- _Task statement_
Set down the data below from its first line to the line holding "import React from 'react';", inclusive; omit all pictures.

- _Source material_
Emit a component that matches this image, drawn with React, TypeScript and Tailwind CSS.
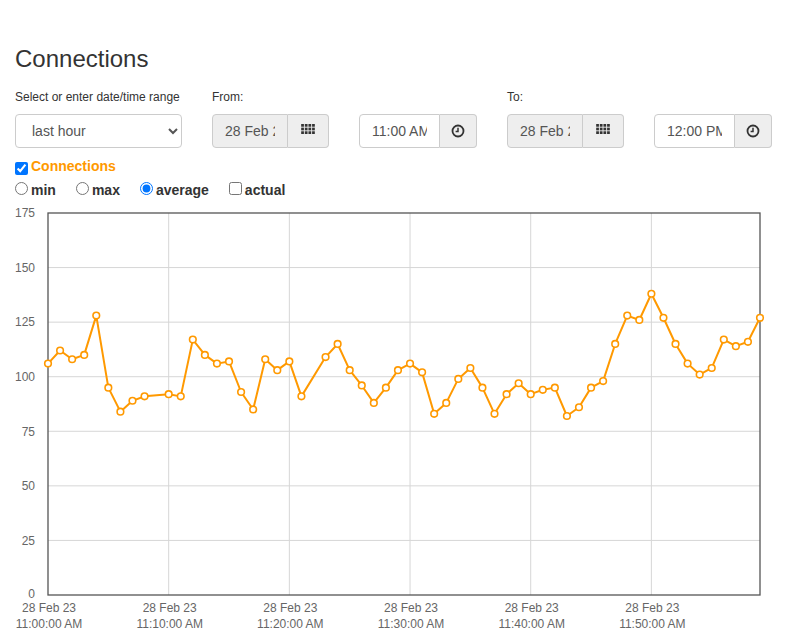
import React from 'react';

// [minute, average connections]
const series: [number, number][] = [
  [0, 106], [1, 112], [2, 108], [3, 110], [4, 128], [5, 95], [6, 84], [7, 89], [8, 91],
  [10, 92], [11, 91], [12, 117], [13, 110], [14, 106], [15, 107], [16, 93], [17, 85], [18, 108],
  [19, 103], [20, 107], [21, 91], [23, 109], [24, 115], [25, 103], [26, 96], [27, 88], [28, 95],
  [29, 103], [30, 106], [31, 102], [32, 83], [33, 88], [34, 99], [35, 104], [36, 95], [37, 83],
  [38, 92], [39, 97], [40, 92], [41, 94], [42, 95], [43, 82], [44, 86], [45, 95], [46, 98],
  [47, 115], [48, 128], [49, 126], [50, 138], [51, 127], [52, 115], [53, 106], [54, 101],
  [55, 104], [56, 117], [57, 114], [58, 116], [59, 127],
];

const X0 = 33;
const X1 = 745;
const Y_TOP = 13;
const Y_ZERO = 395;
const MAX = 175;
const ORANGE = '#ff9900';

const px = (m: number) => X0 + (m * (X1 - X0)) / 59;
const py = (v: number) => Y_ZERO - (v * (Y_ZERO - Y_TOP)) / MAX;

function GridIcon() {
  return (
    <svg width="14" height="10" viewBox="0 0 15 11" className="mb-[4px]" fill="#333">
      {[0, 4, 8].map((y) =>
        [0, 4, 8, 12].map((x) => <rect key={`${x}-${y}`} x={x} y={y} width="3" height="3" />)
      )}
    </svg>
  );
}

function ClockIcon() {
  return (
    <svg width="14" height="14" viewBox="0 0 14 14" fill="none" stroke="#333">
      <circle cx="7" cy="7" r="5.5" strokeWidth="1.8" />
      <path d="M7 3.8V7.4H4.6" strokeWidth="1.5" />
    </svg>
  );
}

function DateField() {
  return (
    <div className="flex h-[34px] w-[117px]">
      <input
        readOnly
        value="28 Feb 2023"
        className="h-full w-[76px] min-w-0 rounded-l-[4px] border border-[#ccc] bg-[#eee] px-[12px] text-[14px] text-[#555] outline-none"
      />
      <span className="flex w-[41px] items-center justify-center rounded-r-[4px] border border-l-0 border-[#ccc] bg-[#eee]">
        <GridIcon />
      </span>
    </div>
  );
}

function TimeField({ value }: { value: string }) {
  return (
    <div className="flex h-[34px] w-[118px]">
      <input
        defaultValue={value}
        className="h-full w-[81px] min-w-0 rounded-l-[4px] border border-[#ccc] bg-white px-[12px] text-[14px] text-[#555] outline-none"
      />
      <span className="flex w-[37px] items-center justify-center rounded-r-[4px] border border-l-0 border-[#ccc] bg-[#eee]">
        <ClockIcon />
      </span>
    </div>
  );
}

function Chart() {
  const points = series.map(([m, v]) => `${px(m)},${py(v)}`).join(' ');
  return (
    <svg width={772} height={432} className="block overflow-visible" fontSize="12" fill="#666">
      {[10, 20, 30, 40, 50].map((m) => (
        <line key={m} x1={px(m)} x2={px(m)} y1={Y_TOP} y2={Y_ZERO} stroke="#d6d6d6" strokeWidth="1" />
      ))}
      {[25, 50, 75, 100, 125, 150].map((v) => (
        <line key={v} x1={X0} x2={X1} y1={py(v)} y2={py(v)} stroke="#d6d6d6" strokeWidth="1" />
      ))}
      <rect x={X0} y={Y_TOP} width={X1 - X0} height={Y_ZERO - Y_TOP} fill="none" stroke="#555" strokeWidth="1.3" />

      {[0, 25, 50, 75, 100, 125, 150, 175].map((v) => (
        <text key={v} x={20} y={py(v) + (v === 0 ? 2.5 : 4.3)} textAnchor="end">
          {v}
        </text>
      ))}
      {[0, 10, 20, 30, 40, 50].map((m) => (
        <g key={m}>
          <text x={px(m) + 1} y={411.5} textAnchor="middle">
            28 Feb 23
          </text>
          <text x={px(m) + 1} y={427.5} textAnchor="middle">
            {`11:${m === 0 ? '00' : m}:00 AM`}
          </text>
        </g>
      ))}

      <polyline points={points} fill="none" stroke={ORANGE} strokeWidth="2" strokeLinejoin="round" />
      {series.map(([m, v]) => (
        <circle key={m} cx={px(m)} cy={py(v)} r="3.3" fill="#fff" stroke={ORANGE} strokeWidth="1.6" />
      ))}
    </svg>
  );
}

export default function App() {
  return (
    <div className="h-[634px] overflow-hidden bg-white font-['Liberation_Sans',Helvetica,Arial,sans-serif] text-[#333]">
      <div className="px-[15px] pt-[46px]">
        <h3 className="text-[24px] font-normal leading-[26px]">Connections</h3>

        {/* Range pickers */}
        <div className="mt-[17px] flex gap-[30px]">
          <div className="w-[167px]">
            <label className="mb-[8px] block h-[17px] text-[12px] leading-[17px]">
              Select or enter date/time range
            </label>
            <select
              defaultValue="hour"
              className="h-[34px] w-full rounded-[4px] border border-[#ccc] bg-white px-[12px] text-[14px] text-[#555] outline-none"
            >
              <option value="hour">last hour</option>
              <option value="day">last day</option>
              <option value="week">last week</option>
              <option value="custom">custom</option>
            </select>
          </div>
          <div className="w-[265px]">
            <label className="mb-[8px] block h-[17px] text-[12px] leading-[17px]">From:</label>
            <div className="flex gap-[30px]">
              <DateField />
              <TimeField value="11:00 AM" />
            </div>
          </div>
          <div className="w-[265px]">
            <label className="mb-[8px] block h-[17px] text-[12px] leading-[17px]">To:</label>
            <div className="flex gap-[30px]">
              <DateField />
              <TimeField value="12:00 PM" />
            </div>
          </div>
        </div>

        {/* Series toggle */}
        <label className="mt-[8px] flex h-[20px] items-start gap-[3px] text-[14px] font-bold leading-[20px] text-[#ff9900]">
          <input type="checkbox" defaultChecked className="m-0 mt-[6px] h-[13px] w-[13px]" />
          Connections
        </label>

        {/* Aggregation */}
        <div className="mt-[4px] flex h-[20px] items-start gap-[20px] text-[14px] font-bold leading-[20px]">
          {['min', 'max', 'average'].map((name) => (
            <label key={name} className="flex items-start gap-[3px]">
              <input
                type="radio"
                name="agg"
                defaultChecked={name === 'average'}
                className="m-0 mt-[2px] h-[13px] w-[13px]"
              />
              {name}
            </label>
          ))}
          <label className="flex items-start gap-[3px]">
            <input type="checkbox" className="m-0 mt-[2px] h-[13px] w-[13px]" />
            actual
          </label>
        </div>

        <Chart />
      </div>
    </div>
  );
}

- _Right answer_
Emit a component that matches this image, drawn with React, TypeScript and Tailwind CSS.
import React from 'react';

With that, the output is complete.